• Prompt:
Your task is to reproduce the material exactly.

※

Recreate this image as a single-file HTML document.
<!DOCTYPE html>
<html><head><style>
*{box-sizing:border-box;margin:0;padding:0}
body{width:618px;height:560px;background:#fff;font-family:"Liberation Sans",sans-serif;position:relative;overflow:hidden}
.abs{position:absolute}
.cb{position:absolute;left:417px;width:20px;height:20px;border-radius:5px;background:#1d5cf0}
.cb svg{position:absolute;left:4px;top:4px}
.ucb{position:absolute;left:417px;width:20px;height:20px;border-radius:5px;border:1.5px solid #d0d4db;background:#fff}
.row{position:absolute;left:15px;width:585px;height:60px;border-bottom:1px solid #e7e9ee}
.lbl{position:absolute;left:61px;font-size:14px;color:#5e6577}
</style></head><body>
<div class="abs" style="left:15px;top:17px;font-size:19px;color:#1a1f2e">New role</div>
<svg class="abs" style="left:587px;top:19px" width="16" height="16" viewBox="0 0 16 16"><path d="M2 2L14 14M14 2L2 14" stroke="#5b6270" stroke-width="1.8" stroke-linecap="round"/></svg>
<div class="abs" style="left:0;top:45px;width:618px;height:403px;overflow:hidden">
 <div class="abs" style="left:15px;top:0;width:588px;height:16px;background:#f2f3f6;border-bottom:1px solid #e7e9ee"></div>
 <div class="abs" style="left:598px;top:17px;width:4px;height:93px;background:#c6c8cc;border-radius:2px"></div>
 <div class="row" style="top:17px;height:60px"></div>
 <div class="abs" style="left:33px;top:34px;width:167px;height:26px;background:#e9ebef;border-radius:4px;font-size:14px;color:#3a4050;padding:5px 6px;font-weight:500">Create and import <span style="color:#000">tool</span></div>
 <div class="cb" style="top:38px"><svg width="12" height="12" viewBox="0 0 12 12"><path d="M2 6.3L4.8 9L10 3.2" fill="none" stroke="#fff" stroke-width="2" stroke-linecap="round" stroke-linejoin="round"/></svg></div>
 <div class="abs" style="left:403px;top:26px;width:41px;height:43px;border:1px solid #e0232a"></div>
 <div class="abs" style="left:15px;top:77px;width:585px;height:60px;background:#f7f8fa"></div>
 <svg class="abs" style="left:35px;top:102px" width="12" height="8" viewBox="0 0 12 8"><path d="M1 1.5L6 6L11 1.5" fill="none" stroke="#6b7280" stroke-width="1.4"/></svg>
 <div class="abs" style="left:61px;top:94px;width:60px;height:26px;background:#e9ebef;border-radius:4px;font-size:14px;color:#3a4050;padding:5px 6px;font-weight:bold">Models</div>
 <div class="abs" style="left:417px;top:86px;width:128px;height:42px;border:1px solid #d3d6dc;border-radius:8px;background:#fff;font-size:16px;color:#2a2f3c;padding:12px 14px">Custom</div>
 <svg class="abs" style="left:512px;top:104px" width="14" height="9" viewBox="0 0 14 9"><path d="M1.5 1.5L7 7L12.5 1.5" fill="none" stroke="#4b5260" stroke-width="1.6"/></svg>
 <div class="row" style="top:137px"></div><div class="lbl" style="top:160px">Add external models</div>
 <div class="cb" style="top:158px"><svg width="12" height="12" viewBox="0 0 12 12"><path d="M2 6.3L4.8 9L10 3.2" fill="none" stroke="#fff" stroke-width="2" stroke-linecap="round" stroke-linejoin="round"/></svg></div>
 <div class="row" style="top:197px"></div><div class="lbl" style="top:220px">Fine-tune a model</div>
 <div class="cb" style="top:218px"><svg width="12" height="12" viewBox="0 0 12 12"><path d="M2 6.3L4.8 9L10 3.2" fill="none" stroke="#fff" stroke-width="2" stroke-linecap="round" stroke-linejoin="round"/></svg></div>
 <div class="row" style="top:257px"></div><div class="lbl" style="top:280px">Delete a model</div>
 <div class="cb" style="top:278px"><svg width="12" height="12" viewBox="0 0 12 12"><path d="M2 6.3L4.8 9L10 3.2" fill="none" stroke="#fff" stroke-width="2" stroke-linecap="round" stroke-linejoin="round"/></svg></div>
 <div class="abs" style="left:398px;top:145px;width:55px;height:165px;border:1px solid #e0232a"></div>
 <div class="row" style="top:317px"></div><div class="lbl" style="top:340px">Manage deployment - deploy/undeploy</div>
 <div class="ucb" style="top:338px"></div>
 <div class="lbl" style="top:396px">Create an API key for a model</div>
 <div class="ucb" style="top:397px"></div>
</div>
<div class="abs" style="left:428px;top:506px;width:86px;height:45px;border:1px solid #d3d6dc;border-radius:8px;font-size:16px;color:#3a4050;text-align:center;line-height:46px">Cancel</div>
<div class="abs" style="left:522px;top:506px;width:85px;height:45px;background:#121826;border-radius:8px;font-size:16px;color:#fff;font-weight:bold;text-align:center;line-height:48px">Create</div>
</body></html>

※

• Exercise solution:
Recreate this image as a single-file HTML document.
<!DOCTYPE html>
<html><head><style>
*{box-sizing:border-box;margin:0;padding:0}
body{width:618px;height:560px;background:#fff;font-family:"Liberation Sans",sans-serif;position:relative;overflow:hidden}
.abs{position:absolute}
.cb{position:absolute;left:417px;width:20px;height:20px;border-radius:5px;background:#1d5cf0}
.cb svg{position:absolute;left:4px;top:4px}
.ucb{position:absolute;left:417px;width:20px;height:20px;border-radius:5px;border:1.5px solid #d0d4db;background:#fff}
.row{position:absolute;left:15px;width:585px;height:60px;border-bottom:1px solid #e7e9ee}
.lbl{position:absolute;left:61px;font-size:14px;color:#5e6577}
</style></head><body>
<div class="abs" style="left:15px;top:17px;font-size:19px;color:#1a1f2e">New role</div>
<svg class="abs" style="left:587px;top:19px" width="16" height="16" viewBox="0 0 16 16"><path d="M2 2L14 14M14 2L2 14" stroke="#5b6270" stroke-width="1.8" stroke-linecap="round"/></svg>
<div class="abs" style="left:0;top:45px;width:618px;height:403px;overflow:hidden">
 <div class="abs" style="left:15px;top:0;width:588px;height:16px;background:#f2f3f6;border-bottom:1px solid #e7e9ee"></div>
 <div class="abs" style="left:598px;top:17px;width:4px;height:93px;background:#c6c8cc;border-radius:2px"></div>
 <div class="row" style="top:17px;height:60px"></div>
 <div class="abs" style="left:33px;top:34px;width:167px;height:26px;background:#e9ebef;border-radius:4px;font-size:14px;color:#3a4050;padding:5px 6px;font-weight:500">Create and import <span style="color:#000">tool</span></div>
 <div class="cb" style="top:38px"><svg width="12" height="12" viewBox="0 0 12 12"><path d="M2 6.3L4.8 9L10 3.2" fill="none" stroke="#fff" stroke-width="2" stroke-linecap="round" stroke-linejoin="round"/></svg></div>
 <div class="abs" style="left:403px;top:26px;width:41px;height:43px;border:1px solid #e0232a"></div>
 <div class="abs" style="left:15px;top:77px;width:585px;height:60px;background:#f7f8fa"></div>
 <svg class="abs" style="left:35px;top:102px" width="12" height="8" viewBox="0 0 12 8"><path d="M1 1.5L6 6L11 1.5" fill="none" stroke="#6b7280" stroke-width="1.4"/></svg>
 <div class="abs" style="left:61px;top:94px;width:60px;height:26px;background:#e9ebef;border-radius:4px;font-size:14px;color:#3a4050;padding:5px 6px;font-weight:bold">Models</div>
 <div class="abs" style="left:417px;top:86px;width:128px;height:42px;border:1px solid #d3d6dc;border-radius:8px;background:#fff;font-size:16px;color:#2a2f3c;padding:12px 14px">Custom</div>
 <svg class="abs" style="left:512px;top:104px" width="14" height="9" viewBox="0 0 14 9"><path d="M1.5 1.5L7 7L12.5 1.5" fill="none" stroke="#4b5260" stroke-width="1.6"/></svg>
 <div class="row" style="top:137px"></div><div class="lbl" style="top:160px">Add external models</div>
 <div class="cb" style="top:158px"><svg width="12" height="12" viewBox="0 0 12 12"><path d="M2 6.3L4.8 9L10 3.2" fill="none" stroke="#fff" stroke-width="2" stroke-linecap="round" stroke-linejoin="round"/></svg></div>
 <div class="row" style="top:197px"></div><div class="lbl" style="top:220px">Fine-tune a model</div>
 <div class="cb" style="top:218px"><svg width="12" height="12" viewBox="0 0 12 12"><path d="M2 6.3L4.8 9L10 3.2" fill="none" stroke="#fff" stroke-width="2" stroke-linecap="round" stroke-linejoin="round"/></svg></div>
 <div class="row" style="top:257px"></div><div class="lbl" style="top:280px">Delete a model</div>
 <div class="cb" style="top:278px"><svg width="12" height="12" viewBox="0 0 12 12"><path d="M2 6.3L4.8 9L10 3.2" fill="none" stroke="#fff" stroke-width="2" stroke-linecap="round" stroke-linejoin="round"/></svg></div>
 <div class="abs" style="left:398px;top:145px;width:55px;height:165px;border:1px solid #e0232a"></div>
 <div class="row" style="top:317px"></div><div class="lbl" style="top:340px">Manage deployment - deploy/undeploy</div>
 <div class="ucb" style="top:338px"></div>
 <div class="lbl" style="top:396px">Create an API key for a model</div>
 <div class="ucb" style="top:397px"></div>
</div>
<div class="abs" style="left:428px;top:506px;width:86px;height:45px;border:1px solid #d3d6dc;border-radius:8px;font-size:16px;color:#3a4050;text-align:center;line-height:46px">Cancel</div>
<div class="abs" style="left:522px;top:506px;width:85px;height:45px;background:#121826;border-radius:8px;font-size:16px;color:#fff;font-weight:bold;text-align:center;line-height:48px">Create</div>
</body></html>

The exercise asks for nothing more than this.